The sideline view allows us to see that it is the early pressure allowed by Haeg that nullifies Doyle on the short route. However, even in the face of all the pressure, Brissett does have an option to avoid the sack. Mack leaks out of the backfield into the flat. Under no circumstance should Brissett try to force a pass to him here but he can throw the ball out of bounds over his head and save the lost yardage.
Brissett tries too hard to keep plays alive sometimes and that does play a role in taking sacks. Don’t misunderstand, the offensive line is very much responsible for the pressure and has to own this sack. However, veteran quarterbacks sling this out of bounds knowing where their release valve is and keep the field position.
There are two Colts involved in Malik Jackson getting pressure on Brissett. The first is Jeremy Vujnovich. When you watch the play at full speed you would immediately blame him for failing to make the one-on-one block. The real reason Vujnovich fails is that Marlon Mack chucks Jackson as he is trying to rip and spin to his left. Mack’s contact gives him the energy he needs to succeed.
It is important to take a look at the sideline view on this play though. While Mack deserves blame for the mistake that allows pressure, his release is perfect. Brissett just needs to identify where the pressure is coming from and know Mack’s route. If he puts some touch on the ball to Mack releasing toward the numbers, he will have an easy completion and an easy first down. With this kind of space, Mack could even break a long run for a score.
Earlier in the season fans were screaming for Marlon Mack to get more game reps. He offers game-breaking athleticism at the running back position that Frank Gore no longer does. Colts coaches were asked by the media for an explanation and they made it clear that concerns about Mack’s ability to pick up his blocking assignments were limiting his role in the offense. If this game is any indication, there is very good reason to be concerned about having Mack in the game in clear passing situations.
Out of these five plays, there is one that is the primary responsibility of the offensive line. Brissett has a share of the responsibility on three of the sacks because he either fails to throw the ball away when he should or fails to recognize when he as a legitimate target to hit to avoid taking the sack.

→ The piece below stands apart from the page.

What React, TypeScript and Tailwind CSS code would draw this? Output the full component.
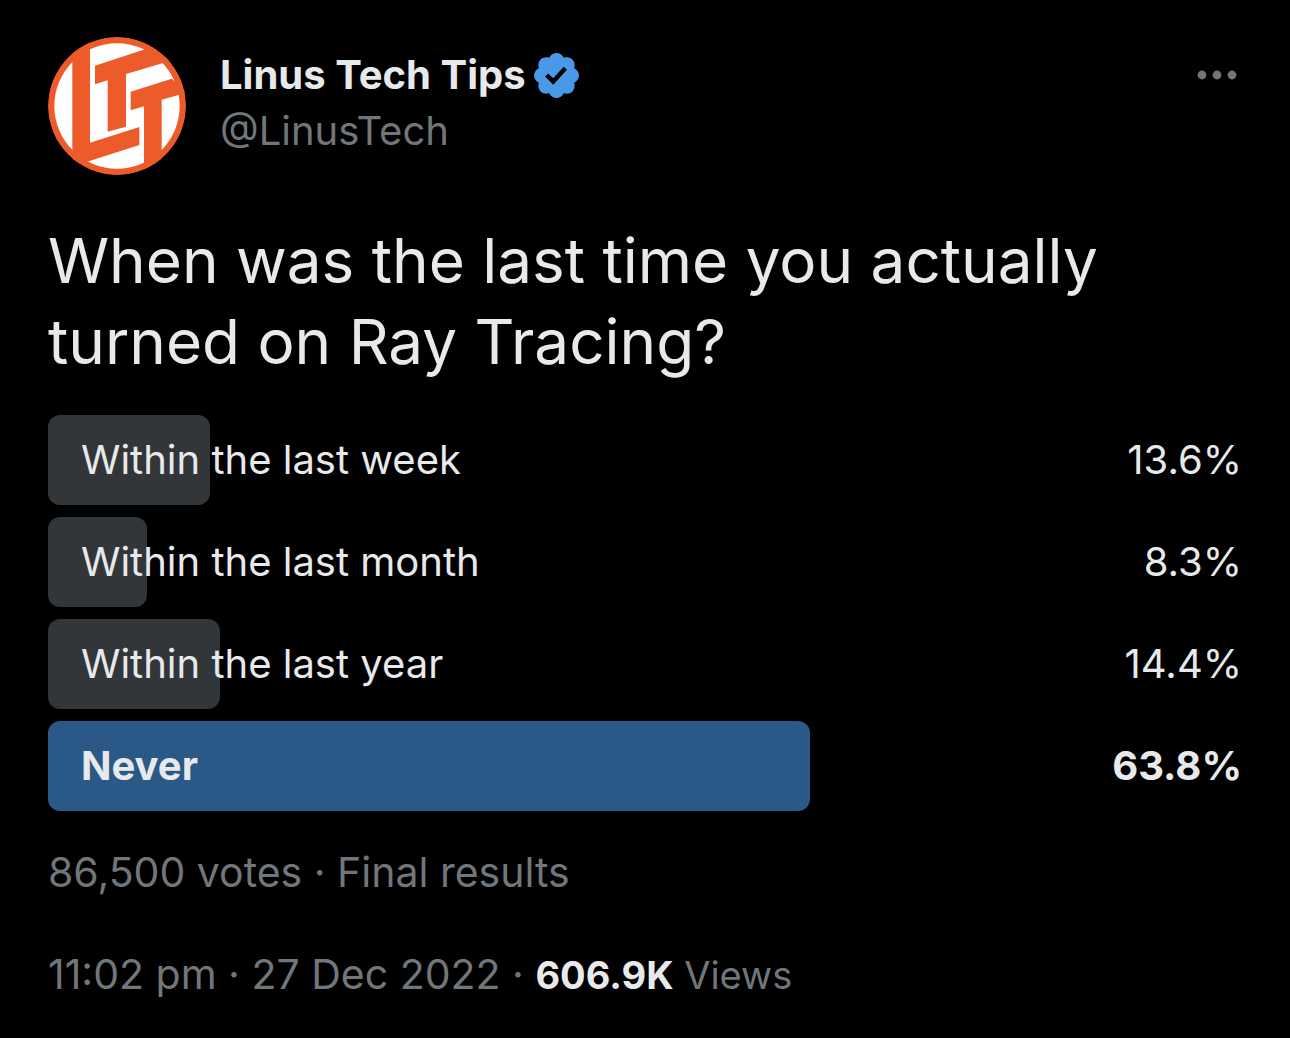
type PollOption = {
  label: string;
  pct: number;
};

const OPTIONS: PollOption[] = [
  { label: "Within the last week", pct: 13.6 },
  { label: "Within the last month", pct: 8.3 },
  { label: "Within the last year", pct: 14.4 },
  { label: "Never", pct: 63.8 },
];

const TOP_PCT = Math.max(...OPTIONS.map((o) => o.pct));

export default function App() {
  return (
    <article className="min-h-screen bg-black px-12 pt-[37px] pb-9 font-['Inter',sans-serif] text-[40px] leading-[56px] text-[#e7e9ea]">
      <header className="flex items-start">
        <Avatar />
        <div className="ml-[34px] pt-2.5">
          <div className="flex items-center gap-2">
            <h1 className="font-bold">Linus Tech Tips</h1>
            <VerifiedBadge />
          </div>
          <p className="text-[#71767b]">@LinusTech</p>
        </div>
        <button type="button" aria-label="More" className="mt-[27px] mr-[5px] ml-auto">
          <svg viewBox="0 0 40 22" className="h-[22px] w-10 fill-[#71767b]" aria-hidden="true">
            <circle cx="5" cy="11" r="4.4" />
            <circle cx="20" cy="11" r="4.4" />
            <circle cx="35" cy="11" r="4.4" />
          </svg>
        </button>
      </header>

      <p className="mt-[45px] max-w-[1120px] text-[62px] leading-[81px]">
        When was the last time you actually turned on Ray Tracing?
      </p>

      <ul className="mt-[33px] flex flex-col gap-3">
        {OPTIONS.map((option) => (
          <PollRow key={option.label} option={option} winner={option.pct === TOP_PCT} />
        ))}
      </ul>

      <div className="mt-[33px] flex flex-col gap-[46px] text-[41px] text-[#71767b]">
        <p>86,500 votes · Final results</p>
        <p>
          11:02 pm · 27 Dec 2022 ·{" "}
          <span className="text-[38px]">
            <span className="font-bold text-[#e7e9ea]">606.9K</span> Views
          </span>
        </p>
      </div>
    </article>
  );
}

function PollRow({ option, winner }: { option: PollOption; winner: boolean }) {
  return (
    <li
      className={
        winner
          ? "relative flex h-[90px] items-center justify-between pl-[33px] font-bold"
          : "relative flex h-[90px] items-center justify-between pl-[33px]"
      }
    >
      <div
        className={
          winner
            ? "absolute inset-y-0 left-0 rounded-xl bg-[#2a5887]"
            : "absolute inset-y-0 left-0 rounded-xl bg-[#333639]"
        }
        style={{ width: `${option.pct}%` }}
      />
      <span className="relative">{option.label}</span>
      <span className="relative">{option.pct}%</span>
    </li>
  );
}

function Avatar() {
  return (
    <svg viewBox="24 21 414 414" className="size-[138px] shrink-0" role="img" aria-label="Linus Tech Tips">
      <defs>
        <clipPath id="avatar-disc">
          <circle cx="231" cy="228" r="207" />
        </clipPath>
      </defs>
      <g clipPath="url(#avatar-disc)">
        <circle cx="231" cy="228" r="207" fill="#ec5b29" />
        <circle cx="231" cy="228" r="188" fill="#fff" />
        <g fill="#ec5b29">
          <path d="M97 20H150V338L298 291V345L146 394L97 400Z" />
          <path d="M165 107L315 58L400 90L372 98L258 132V290L203 305V151L165 163Z" />
          <path d="M272 185L395 146L440 187L418 194L365 209V430H312V229L272 241Z" />
        </g>
      </g>
    </svg>
  );
}

function VerifiedBadge() {
  return (
    <svg
      viewBox="1.75 1.75 20.5 20.5"
      className="size-[45px] fill-[#4a99e9]"
      role="img"
      aria-label="Verified account"
    >
      <path d="M22.25 12c0-1.43-.88-2.67-2.19-3.34.46-1.39.2-2.9-.81-3.91s-2.52-1.27-3.91-.81c-.66-1.31-1.91-2.19-3.34-2.19s-2.67.88-3.33 2.19c-1.4-.46-2.91-.2-3.92.81s-1.26 2.52-.8 3.91c-1.31.67-2.2 1.91-2.2 3.34s.89 2.67 2.2 3.34c-.46 1.39-.21 2.9.8 3.91s2.52 1.26 3.91.81c.67 1.31 1.91 2.19 3.34 2.19s2.68-.88 3.34-2.19c1.39.45 2.9.2 3.91-.81s1.27-2.52.81-3.91c1.31-.67 2.19-1.91 2.19-3.34zm-11.71 4.2L6.8 12.46l1.41-1.42 2.26 2.26 4.8-5.23 1.47 1.36-6.2 6.77z" />
    </svg>
  );
}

There are two things about these plays that stand out from a coaching perspective. First, if the coaches know that Mack struggles as a blocker, why leave him alone in an empty backfield so often? Why not bring in a tight end to help pick up the pressure and take some of those responsibilities? Second, there are too many plays in obvious passing situations where receivers are running routes that are 20+ yards down the field. Those routes are rarely inspiring and put more pressure on the offensive line while Brissett holds onto the ball for receivers to get open.